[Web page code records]

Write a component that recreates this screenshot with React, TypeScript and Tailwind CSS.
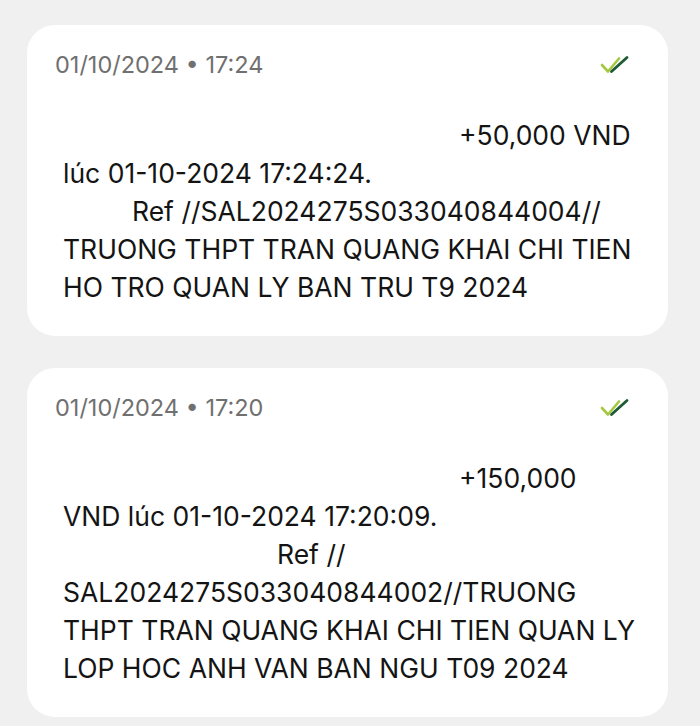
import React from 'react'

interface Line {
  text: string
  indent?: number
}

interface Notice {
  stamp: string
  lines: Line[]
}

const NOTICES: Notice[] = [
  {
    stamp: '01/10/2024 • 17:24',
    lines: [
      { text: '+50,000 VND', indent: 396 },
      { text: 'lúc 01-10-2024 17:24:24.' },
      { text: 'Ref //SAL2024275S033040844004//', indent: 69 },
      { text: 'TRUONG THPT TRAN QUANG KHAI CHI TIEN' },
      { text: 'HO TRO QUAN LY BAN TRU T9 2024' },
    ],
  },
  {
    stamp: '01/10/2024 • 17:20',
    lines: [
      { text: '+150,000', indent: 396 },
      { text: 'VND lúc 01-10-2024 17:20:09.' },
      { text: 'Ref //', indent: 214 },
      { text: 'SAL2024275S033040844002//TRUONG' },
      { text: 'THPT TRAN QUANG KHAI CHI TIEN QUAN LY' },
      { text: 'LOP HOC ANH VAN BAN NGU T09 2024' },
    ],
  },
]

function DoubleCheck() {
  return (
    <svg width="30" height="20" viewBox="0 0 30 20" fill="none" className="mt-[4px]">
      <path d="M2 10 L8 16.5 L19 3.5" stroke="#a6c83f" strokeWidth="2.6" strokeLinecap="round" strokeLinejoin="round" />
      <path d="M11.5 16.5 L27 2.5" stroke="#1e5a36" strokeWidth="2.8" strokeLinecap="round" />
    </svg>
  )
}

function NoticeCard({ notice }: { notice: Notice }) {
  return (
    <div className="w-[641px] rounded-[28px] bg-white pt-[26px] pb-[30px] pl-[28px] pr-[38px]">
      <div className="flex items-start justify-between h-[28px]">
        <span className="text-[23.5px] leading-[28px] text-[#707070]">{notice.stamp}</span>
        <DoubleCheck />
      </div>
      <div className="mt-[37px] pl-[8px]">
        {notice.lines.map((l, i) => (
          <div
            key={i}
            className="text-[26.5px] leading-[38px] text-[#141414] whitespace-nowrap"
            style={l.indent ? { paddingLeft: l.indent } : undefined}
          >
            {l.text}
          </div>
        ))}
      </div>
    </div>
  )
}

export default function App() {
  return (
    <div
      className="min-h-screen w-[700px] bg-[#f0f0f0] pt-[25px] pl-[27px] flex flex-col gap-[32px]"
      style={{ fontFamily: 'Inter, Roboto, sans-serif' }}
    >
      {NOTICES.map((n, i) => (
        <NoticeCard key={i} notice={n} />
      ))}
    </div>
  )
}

==

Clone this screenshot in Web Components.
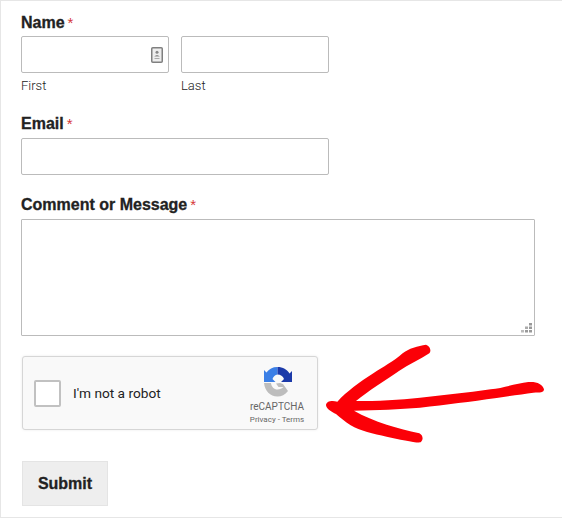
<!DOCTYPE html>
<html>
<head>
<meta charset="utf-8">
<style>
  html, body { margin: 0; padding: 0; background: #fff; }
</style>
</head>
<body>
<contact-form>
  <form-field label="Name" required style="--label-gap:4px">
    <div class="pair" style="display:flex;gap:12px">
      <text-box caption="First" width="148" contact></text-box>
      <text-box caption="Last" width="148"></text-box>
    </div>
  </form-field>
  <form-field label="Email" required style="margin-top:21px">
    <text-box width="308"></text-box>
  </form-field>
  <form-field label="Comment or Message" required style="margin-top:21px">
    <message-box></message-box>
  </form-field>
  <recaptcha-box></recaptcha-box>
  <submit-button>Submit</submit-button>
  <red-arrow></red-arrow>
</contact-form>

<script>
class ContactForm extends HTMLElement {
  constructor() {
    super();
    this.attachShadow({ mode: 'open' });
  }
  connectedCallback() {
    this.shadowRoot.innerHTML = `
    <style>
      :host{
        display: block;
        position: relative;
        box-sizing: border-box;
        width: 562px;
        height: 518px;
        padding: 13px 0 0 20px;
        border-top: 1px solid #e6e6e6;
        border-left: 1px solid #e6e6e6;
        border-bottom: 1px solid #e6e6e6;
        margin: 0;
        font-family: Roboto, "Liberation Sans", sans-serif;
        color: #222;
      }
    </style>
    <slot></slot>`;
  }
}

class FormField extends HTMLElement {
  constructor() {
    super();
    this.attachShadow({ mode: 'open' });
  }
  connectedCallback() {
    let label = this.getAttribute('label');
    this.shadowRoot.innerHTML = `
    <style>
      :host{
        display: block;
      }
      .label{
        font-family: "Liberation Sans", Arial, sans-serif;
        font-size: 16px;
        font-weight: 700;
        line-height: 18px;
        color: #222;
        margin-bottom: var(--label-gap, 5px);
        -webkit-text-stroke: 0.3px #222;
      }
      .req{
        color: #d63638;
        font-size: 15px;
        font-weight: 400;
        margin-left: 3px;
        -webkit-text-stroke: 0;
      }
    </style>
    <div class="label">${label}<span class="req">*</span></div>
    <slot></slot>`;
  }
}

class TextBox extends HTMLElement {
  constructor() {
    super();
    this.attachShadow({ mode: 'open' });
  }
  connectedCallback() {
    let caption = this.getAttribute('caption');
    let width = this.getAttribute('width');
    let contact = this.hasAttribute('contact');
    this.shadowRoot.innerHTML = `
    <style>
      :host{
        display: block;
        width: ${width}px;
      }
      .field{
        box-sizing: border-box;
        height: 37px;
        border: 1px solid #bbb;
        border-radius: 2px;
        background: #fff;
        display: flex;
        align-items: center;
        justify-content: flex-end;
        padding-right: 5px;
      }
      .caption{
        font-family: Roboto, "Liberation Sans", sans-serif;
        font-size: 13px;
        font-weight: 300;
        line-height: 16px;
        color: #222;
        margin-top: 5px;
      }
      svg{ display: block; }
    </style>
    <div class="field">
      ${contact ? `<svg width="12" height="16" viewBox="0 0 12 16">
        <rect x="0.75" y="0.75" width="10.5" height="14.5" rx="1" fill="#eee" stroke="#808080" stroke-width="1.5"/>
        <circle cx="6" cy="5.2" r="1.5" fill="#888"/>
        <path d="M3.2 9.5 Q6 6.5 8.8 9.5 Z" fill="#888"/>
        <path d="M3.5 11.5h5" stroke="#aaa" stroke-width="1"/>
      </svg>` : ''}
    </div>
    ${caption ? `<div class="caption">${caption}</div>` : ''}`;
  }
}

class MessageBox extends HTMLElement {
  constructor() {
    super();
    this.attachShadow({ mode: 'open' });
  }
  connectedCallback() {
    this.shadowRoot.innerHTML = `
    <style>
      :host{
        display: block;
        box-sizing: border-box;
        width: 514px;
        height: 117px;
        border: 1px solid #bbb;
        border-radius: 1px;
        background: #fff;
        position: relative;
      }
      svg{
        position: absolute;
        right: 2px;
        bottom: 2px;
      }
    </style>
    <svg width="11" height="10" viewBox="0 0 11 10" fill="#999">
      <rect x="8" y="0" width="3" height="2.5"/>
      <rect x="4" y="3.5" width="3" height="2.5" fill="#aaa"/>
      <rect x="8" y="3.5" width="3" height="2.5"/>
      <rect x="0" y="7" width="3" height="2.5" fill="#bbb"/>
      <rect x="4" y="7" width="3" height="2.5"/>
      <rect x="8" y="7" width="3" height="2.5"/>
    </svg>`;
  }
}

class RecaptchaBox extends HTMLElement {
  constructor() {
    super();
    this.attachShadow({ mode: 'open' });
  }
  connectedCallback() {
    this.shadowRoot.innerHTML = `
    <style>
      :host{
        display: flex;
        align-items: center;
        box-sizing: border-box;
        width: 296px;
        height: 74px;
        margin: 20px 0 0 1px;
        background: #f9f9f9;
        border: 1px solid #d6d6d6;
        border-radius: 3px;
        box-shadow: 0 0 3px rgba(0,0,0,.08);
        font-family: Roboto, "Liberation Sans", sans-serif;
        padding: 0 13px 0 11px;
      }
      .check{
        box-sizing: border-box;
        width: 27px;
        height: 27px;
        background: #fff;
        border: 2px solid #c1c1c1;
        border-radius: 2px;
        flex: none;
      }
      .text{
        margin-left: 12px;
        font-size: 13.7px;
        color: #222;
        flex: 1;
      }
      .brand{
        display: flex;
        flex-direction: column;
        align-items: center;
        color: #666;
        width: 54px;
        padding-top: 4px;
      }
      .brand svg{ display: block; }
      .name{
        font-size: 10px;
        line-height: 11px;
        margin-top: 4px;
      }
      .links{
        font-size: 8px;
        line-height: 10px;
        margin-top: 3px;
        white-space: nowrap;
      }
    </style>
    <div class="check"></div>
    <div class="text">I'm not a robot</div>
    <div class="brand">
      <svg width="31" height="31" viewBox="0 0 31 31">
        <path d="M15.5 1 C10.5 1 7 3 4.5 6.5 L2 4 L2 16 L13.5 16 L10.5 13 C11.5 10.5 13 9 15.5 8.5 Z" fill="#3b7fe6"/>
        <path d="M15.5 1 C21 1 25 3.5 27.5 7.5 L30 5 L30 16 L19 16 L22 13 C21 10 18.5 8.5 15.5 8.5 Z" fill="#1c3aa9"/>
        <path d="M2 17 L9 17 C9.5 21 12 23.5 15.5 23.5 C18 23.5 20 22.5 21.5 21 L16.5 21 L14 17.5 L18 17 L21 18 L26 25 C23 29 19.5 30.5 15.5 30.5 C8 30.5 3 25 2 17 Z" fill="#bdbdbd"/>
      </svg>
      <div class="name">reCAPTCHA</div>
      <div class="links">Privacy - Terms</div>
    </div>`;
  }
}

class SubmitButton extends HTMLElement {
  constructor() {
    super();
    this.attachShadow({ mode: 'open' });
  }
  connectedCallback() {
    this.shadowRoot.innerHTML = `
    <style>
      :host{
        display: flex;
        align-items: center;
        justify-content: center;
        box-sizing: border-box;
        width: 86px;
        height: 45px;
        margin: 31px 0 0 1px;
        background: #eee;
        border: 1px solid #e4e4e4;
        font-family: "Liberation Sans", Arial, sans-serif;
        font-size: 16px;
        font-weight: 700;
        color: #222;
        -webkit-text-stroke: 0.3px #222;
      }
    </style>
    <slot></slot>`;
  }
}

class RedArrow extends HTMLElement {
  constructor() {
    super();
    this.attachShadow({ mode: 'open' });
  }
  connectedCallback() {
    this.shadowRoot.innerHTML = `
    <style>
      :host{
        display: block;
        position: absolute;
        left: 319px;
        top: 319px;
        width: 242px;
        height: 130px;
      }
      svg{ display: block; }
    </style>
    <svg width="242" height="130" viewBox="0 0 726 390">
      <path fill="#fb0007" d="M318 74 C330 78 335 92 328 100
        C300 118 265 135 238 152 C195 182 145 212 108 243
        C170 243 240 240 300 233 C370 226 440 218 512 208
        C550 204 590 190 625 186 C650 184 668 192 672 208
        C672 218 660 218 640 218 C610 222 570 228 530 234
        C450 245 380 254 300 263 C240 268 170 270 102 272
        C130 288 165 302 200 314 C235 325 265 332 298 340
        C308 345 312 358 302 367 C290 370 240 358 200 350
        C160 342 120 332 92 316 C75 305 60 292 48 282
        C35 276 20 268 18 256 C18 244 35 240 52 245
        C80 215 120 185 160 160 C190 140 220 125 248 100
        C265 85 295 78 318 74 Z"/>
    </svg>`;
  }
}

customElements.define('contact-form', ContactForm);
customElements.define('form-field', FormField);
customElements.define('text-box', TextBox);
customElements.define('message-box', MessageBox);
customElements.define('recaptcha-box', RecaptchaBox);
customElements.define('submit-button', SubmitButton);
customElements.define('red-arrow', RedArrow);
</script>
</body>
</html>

TASK DETAILS: Leave the pictures out, and transcribe exactly the lines above starting at the one that contains "Clone this screenshot in Web Components." and ending at the one that contains "</contact-form>".

CORRECT OUTPUT:
Clone this screenshot in Web Components.
<!DOCTYPE html>
<html>
<head>
<meta charset="utf-8">
<style>
  html, body { margin: 0; padding: 0; background: #fff; }
</style>
</head>
<body>
<contact-form>
  <form-field label="Name" required style="--label-gap:4px">
    <div class="pair" style="display:flex;gap:12px">
      <text-box caption="First" width="148" contact></text-box>
      <text-box caption="Last" width="148"></text-box>
    </div>
  </form-field>
  <form-field label="Email" required style="margin-top:21px">
    <text-box width="308"></text-box>
  </form-field>
  <form-field label="Comment or Message" required style="margin-top:21px">
    <message-box></message-box>
  </form-field>
  <recaptcha-box></recaptcha-box>
  <submit-button>Submit</submit-button>
  <red-arrow></red-arrow>
</contact-form>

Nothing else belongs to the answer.